### Objective
Count how many lines hold the string "index". Give that number alone.
- - -
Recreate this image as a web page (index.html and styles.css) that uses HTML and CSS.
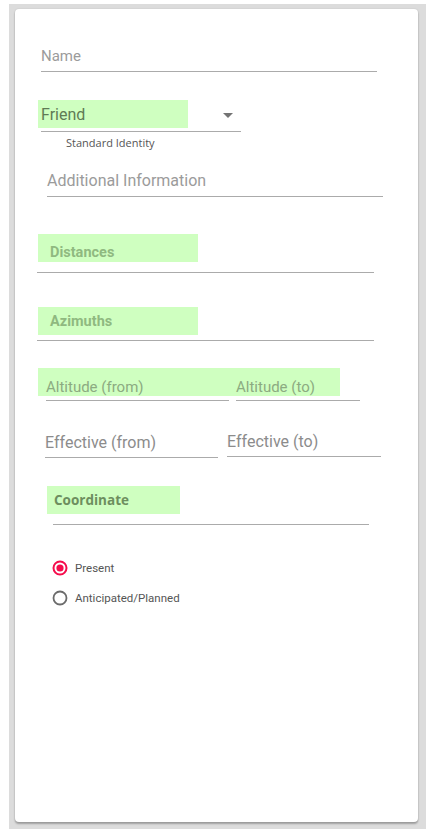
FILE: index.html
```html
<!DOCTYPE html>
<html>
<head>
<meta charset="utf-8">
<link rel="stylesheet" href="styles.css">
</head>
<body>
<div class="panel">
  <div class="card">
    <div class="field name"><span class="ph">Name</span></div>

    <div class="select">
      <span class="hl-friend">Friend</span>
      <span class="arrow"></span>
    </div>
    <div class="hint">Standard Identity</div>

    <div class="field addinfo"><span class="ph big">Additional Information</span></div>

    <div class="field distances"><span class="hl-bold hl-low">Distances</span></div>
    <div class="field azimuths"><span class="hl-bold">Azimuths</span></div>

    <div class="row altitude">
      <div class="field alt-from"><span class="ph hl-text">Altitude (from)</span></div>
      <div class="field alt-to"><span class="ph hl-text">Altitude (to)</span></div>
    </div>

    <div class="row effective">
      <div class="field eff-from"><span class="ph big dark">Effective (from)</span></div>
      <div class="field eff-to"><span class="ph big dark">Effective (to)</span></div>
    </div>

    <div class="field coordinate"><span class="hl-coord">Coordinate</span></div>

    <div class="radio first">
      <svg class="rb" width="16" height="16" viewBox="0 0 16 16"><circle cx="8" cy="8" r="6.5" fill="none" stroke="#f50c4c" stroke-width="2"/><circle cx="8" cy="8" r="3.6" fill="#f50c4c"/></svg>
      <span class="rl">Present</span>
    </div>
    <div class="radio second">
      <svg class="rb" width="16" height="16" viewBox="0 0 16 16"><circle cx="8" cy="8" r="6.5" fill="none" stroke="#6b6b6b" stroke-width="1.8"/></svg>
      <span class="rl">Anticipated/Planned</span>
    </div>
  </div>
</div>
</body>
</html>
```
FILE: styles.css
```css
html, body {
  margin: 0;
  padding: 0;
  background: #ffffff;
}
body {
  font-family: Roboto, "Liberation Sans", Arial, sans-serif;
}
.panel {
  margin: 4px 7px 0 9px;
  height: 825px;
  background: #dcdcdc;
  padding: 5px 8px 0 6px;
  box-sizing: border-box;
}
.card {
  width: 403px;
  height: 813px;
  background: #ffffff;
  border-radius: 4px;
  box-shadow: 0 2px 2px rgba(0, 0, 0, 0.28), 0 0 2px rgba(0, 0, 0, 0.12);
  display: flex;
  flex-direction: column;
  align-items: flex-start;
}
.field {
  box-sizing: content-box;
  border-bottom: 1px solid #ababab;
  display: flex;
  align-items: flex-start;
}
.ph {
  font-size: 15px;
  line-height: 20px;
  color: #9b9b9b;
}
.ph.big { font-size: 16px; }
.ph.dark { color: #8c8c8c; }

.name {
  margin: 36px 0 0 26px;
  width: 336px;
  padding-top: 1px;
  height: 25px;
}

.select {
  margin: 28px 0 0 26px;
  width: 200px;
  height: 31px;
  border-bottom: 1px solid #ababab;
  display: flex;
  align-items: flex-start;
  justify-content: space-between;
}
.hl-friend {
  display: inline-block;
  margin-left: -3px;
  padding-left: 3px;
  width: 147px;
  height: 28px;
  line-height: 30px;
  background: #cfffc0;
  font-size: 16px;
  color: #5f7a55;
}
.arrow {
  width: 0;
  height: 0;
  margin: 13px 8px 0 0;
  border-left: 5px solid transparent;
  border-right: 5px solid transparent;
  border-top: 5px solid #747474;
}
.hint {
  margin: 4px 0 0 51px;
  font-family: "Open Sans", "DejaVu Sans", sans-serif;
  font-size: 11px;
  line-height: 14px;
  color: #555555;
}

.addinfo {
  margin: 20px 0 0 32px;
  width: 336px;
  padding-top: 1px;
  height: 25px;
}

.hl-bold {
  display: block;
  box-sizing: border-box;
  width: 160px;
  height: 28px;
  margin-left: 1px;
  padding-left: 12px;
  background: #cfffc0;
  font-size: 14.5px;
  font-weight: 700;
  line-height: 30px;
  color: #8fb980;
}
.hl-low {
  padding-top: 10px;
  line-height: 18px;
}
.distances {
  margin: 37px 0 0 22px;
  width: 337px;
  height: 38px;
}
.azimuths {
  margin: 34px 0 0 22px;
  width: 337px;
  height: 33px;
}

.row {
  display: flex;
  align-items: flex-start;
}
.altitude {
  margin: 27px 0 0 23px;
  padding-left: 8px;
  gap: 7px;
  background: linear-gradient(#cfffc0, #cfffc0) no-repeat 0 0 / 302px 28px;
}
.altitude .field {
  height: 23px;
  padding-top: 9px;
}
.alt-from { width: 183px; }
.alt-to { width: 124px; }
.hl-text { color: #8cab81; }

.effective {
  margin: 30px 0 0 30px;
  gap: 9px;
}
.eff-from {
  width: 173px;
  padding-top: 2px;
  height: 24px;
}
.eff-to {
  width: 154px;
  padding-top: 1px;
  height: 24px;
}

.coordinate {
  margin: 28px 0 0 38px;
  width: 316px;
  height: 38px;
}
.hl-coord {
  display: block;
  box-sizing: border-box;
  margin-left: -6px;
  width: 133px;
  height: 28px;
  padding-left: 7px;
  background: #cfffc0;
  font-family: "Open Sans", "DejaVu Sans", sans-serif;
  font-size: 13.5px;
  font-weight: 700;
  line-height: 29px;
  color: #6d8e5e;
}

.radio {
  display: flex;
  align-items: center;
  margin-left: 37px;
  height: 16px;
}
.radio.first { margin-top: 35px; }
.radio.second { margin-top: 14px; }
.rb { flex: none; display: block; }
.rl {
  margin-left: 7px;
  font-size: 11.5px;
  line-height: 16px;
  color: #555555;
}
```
- - -
### Response to this exercise
2